Directions for this task
Write the data out again exactly, dropping any images it holds.

Data lines
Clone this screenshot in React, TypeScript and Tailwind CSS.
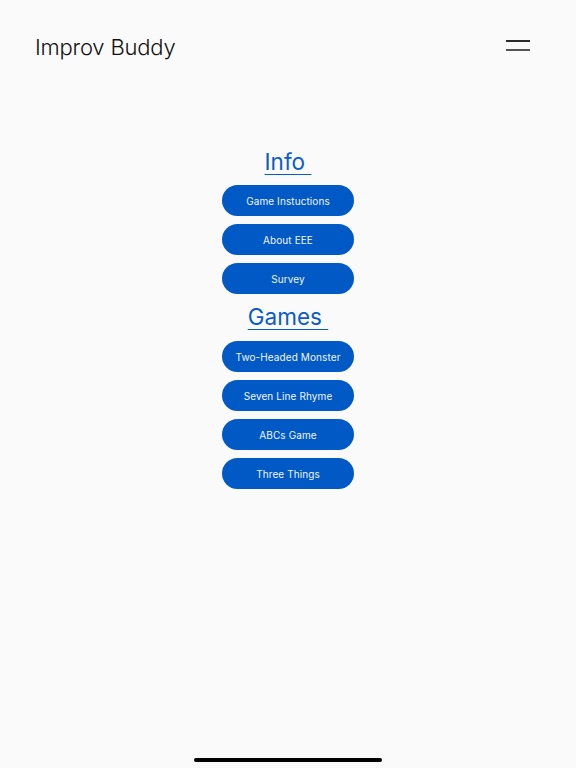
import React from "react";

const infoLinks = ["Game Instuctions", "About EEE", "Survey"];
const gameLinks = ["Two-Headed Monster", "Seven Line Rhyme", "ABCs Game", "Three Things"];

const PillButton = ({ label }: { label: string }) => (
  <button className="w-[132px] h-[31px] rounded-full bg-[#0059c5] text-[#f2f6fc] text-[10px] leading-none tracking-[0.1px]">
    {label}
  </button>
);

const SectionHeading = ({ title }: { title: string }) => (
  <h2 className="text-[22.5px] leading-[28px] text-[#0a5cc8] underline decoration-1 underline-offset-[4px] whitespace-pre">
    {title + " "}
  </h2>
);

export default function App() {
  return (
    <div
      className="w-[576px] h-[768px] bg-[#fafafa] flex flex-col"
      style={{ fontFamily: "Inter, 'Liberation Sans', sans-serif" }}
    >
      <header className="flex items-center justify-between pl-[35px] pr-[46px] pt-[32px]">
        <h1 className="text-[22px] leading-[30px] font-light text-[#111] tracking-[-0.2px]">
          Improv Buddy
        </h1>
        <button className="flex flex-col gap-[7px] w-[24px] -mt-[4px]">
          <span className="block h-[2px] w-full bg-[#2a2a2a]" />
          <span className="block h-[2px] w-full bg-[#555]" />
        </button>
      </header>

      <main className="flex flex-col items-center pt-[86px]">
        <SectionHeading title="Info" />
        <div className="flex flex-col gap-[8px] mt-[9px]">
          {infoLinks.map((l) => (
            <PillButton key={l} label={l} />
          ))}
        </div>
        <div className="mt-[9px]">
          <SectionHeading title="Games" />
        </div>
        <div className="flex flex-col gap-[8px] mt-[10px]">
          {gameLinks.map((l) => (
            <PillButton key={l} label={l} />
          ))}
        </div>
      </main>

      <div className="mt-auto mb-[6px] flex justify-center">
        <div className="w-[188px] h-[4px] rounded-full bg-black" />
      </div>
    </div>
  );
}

Response to the task
Clone this screenshot in React, TypeScript and Tailwind CSS.
import React from "react";

const infoLinks = ["Game Instuctions", "About EEE", "Survey"];
const gameLinks = ["Two-Headed Monster", "Seven Line Rhyme", "ABCs Game", "Three Things"];

const PillButton = ({ label }: { label: string }) => (
  <button className="w-[132px] h-[31px] rounded-full bg-[#0059c5] text-[#f2f6fc] text-[10px] leading-none tracking-[0.1px]">
    {label}
  </button>
);

const SectionHeading = ({ title }: { title: string }) => (
  <h2 className="text-[22.5px] leading-[28px] text-[#0a5cc8] underline decoration-1 underline-offset-[4px] whitespace-pre">
    {title + " "}
  </h2>
);

export default function App() {
  return (
    <div
      className="w-[576px] h-[768px] bg-[#fafafa] flex flex-col"
      style={{ fontFamily: "Inter, 'Liberation Sans', sans-serif" }}
    >
      <header className="flex items-center justify-between pl-[35px] pr-[46px] pt-[32px]">
        <h1 className="text-[22px] leading-[30px] font-light text-[#111] tracking-[-0.2px]">
          Improv Buddy
        </h1>
        <button className="flex flex-col gap-[7px] w-[24px] -mt-[4px]">
          <span className="block h-[2px] w-full bg-[#2a2a2a]" />
          <span className="block h-[2px] w-full bg-[#555]" />
        </button>
      </header>

      <main className="flex flex-col items-center pt-[86px]">
        <SectionHeading title="Info" />
        <div className="flex flex-col gap-[8px] mt-[9px]">
          {infoLinks.map((l) => (
            <PillButton key={l} label={l} />
          ))}
        </div>
        <div className="mt-[9px]">
          <SectionHeading title="Games" />
        </div>
        <div className="flex flex-col gap-[8px] mt-[10px]">
          {gameLinks.map((l) => (
            <PillButton key={l} label={l} />
          ))}
        </div>
      </main>

      <div className="mt-auto mb-[6px] flex justify-center">
        <div className="w-[188px] h-[4px] rounded-full bg-black" />
      </div>
    </div>
  );
}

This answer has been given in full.